Problem requirements
State how many lines of the data contain the word "styles", and write nothing besides the number.

Stored data
----------------

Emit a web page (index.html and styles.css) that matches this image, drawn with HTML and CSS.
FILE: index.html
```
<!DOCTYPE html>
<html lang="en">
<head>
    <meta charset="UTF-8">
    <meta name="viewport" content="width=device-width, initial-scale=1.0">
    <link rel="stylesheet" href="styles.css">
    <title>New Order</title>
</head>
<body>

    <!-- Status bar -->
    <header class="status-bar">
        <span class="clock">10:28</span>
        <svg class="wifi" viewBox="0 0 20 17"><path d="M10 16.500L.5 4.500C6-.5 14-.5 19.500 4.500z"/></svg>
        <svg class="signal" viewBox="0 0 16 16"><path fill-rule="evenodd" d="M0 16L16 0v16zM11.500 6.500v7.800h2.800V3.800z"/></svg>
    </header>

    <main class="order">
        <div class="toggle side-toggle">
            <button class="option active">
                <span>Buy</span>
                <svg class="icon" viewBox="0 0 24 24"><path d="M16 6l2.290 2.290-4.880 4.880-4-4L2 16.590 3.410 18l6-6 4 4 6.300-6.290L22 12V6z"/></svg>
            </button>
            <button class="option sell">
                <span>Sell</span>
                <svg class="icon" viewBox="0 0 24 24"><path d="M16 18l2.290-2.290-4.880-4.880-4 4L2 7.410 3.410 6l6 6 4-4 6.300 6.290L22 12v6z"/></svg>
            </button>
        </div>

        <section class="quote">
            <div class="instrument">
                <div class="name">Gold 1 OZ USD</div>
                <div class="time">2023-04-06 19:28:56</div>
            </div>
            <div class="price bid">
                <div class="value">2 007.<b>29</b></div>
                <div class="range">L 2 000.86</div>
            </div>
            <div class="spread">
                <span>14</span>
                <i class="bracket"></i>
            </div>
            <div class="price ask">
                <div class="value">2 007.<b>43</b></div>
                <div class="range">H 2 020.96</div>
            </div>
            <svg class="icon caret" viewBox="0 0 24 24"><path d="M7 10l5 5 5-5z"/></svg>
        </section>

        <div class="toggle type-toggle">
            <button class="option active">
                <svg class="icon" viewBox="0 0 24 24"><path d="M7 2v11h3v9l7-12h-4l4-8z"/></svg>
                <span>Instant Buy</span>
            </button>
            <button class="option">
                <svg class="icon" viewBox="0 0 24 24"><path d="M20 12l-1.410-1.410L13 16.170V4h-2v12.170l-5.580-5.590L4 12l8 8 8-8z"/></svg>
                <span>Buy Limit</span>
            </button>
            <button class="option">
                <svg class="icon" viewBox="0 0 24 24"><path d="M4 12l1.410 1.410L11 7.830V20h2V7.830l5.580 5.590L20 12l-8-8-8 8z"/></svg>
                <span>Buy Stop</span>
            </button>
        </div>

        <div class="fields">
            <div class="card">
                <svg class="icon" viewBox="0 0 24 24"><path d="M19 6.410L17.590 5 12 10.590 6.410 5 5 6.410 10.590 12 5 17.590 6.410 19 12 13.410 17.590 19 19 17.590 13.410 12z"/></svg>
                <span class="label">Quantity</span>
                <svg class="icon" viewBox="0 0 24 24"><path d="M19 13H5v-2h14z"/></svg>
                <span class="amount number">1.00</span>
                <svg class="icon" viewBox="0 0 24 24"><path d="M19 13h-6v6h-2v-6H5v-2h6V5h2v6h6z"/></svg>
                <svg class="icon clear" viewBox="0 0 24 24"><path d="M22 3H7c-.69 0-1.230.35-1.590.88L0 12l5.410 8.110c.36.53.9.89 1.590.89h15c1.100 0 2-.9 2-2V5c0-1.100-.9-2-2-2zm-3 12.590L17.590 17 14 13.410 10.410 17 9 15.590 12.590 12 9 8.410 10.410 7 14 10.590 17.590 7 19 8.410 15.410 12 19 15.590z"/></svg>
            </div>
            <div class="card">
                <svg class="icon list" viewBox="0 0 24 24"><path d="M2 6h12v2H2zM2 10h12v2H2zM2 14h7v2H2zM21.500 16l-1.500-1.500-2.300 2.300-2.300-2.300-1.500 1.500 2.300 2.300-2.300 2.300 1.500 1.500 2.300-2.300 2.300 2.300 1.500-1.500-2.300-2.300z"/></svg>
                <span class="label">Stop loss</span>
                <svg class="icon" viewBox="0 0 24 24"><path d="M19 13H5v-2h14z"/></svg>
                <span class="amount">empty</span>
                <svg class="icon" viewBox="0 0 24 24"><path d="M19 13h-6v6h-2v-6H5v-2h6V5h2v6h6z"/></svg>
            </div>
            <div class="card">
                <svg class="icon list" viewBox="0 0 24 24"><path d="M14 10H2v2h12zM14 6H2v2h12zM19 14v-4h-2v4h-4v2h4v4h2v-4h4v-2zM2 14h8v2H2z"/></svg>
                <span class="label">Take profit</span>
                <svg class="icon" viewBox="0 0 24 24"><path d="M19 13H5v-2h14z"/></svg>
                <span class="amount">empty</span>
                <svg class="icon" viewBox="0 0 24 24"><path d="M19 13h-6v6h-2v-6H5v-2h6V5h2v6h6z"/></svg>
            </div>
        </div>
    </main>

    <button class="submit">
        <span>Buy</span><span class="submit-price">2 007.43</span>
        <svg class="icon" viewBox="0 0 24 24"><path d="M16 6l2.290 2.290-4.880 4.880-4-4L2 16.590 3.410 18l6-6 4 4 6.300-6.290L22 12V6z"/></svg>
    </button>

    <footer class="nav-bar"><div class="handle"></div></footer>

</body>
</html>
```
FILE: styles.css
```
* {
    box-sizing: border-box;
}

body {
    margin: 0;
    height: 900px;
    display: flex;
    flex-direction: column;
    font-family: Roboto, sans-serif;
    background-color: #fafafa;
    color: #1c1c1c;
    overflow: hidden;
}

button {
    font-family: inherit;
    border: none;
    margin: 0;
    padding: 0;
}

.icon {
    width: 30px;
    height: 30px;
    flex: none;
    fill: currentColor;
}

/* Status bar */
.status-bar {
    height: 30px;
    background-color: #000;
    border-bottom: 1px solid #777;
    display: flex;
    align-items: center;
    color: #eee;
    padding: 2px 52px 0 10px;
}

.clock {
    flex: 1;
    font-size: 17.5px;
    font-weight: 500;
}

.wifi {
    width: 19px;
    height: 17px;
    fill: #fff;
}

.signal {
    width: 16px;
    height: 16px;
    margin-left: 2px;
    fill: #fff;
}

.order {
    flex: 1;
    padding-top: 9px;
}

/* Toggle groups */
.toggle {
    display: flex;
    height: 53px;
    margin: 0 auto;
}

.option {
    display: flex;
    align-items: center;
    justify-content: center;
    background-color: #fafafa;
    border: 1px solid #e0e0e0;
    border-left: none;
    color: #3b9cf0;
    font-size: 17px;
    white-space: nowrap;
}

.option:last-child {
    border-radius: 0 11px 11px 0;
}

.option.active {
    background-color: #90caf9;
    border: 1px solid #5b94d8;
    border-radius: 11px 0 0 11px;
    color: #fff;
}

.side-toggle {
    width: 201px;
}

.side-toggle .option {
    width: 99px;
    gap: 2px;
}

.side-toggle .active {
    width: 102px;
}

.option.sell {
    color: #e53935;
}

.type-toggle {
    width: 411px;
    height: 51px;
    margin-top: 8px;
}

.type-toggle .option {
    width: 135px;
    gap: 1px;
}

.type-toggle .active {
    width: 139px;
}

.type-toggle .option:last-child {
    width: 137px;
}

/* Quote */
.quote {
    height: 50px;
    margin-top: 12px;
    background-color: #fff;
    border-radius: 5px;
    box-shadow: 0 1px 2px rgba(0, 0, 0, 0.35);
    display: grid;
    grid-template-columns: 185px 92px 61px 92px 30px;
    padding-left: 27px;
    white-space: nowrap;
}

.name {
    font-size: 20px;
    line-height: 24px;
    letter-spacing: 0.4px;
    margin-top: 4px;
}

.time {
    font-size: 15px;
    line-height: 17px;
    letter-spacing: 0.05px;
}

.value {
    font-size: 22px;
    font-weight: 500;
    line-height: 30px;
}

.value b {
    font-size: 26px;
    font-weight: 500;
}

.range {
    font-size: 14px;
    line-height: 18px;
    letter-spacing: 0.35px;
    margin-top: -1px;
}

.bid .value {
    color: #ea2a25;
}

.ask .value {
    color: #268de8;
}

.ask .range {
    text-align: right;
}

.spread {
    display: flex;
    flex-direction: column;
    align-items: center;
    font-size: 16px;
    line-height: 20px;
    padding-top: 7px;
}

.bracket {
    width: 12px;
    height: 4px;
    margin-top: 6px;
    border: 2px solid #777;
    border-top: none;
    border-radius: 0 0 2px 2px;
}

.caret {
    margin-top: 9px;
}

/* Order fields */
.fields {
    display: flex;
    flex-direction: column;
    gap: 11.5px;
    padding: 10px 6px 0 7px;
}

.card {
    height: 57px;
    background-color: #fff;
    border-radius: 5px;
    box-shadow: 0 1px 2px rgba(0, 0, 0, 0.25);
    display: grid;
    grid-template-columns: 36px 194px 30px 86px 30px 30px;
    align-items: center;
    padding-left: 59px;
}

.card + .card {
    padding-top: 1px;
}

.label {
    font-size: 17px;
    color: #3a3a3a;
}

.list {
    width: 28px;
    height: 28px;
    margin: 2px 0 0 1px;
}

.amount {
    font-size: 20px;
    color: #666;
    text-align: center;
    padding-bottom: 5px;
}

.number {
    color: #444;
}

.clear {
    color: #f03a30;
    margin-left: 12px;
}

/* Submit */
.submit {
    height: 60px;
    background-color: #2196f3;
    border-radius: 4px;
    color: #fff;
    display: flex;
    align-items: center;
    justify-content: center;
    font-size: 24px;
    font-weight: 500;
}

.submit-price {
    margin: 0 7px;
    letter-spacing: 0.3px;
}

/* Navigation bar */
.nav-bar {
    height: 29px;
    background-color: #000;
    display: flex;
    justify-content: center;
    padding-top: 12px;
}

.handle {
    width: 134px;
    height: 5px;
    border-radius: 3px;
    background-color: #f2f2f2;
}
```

----------------

Answer
3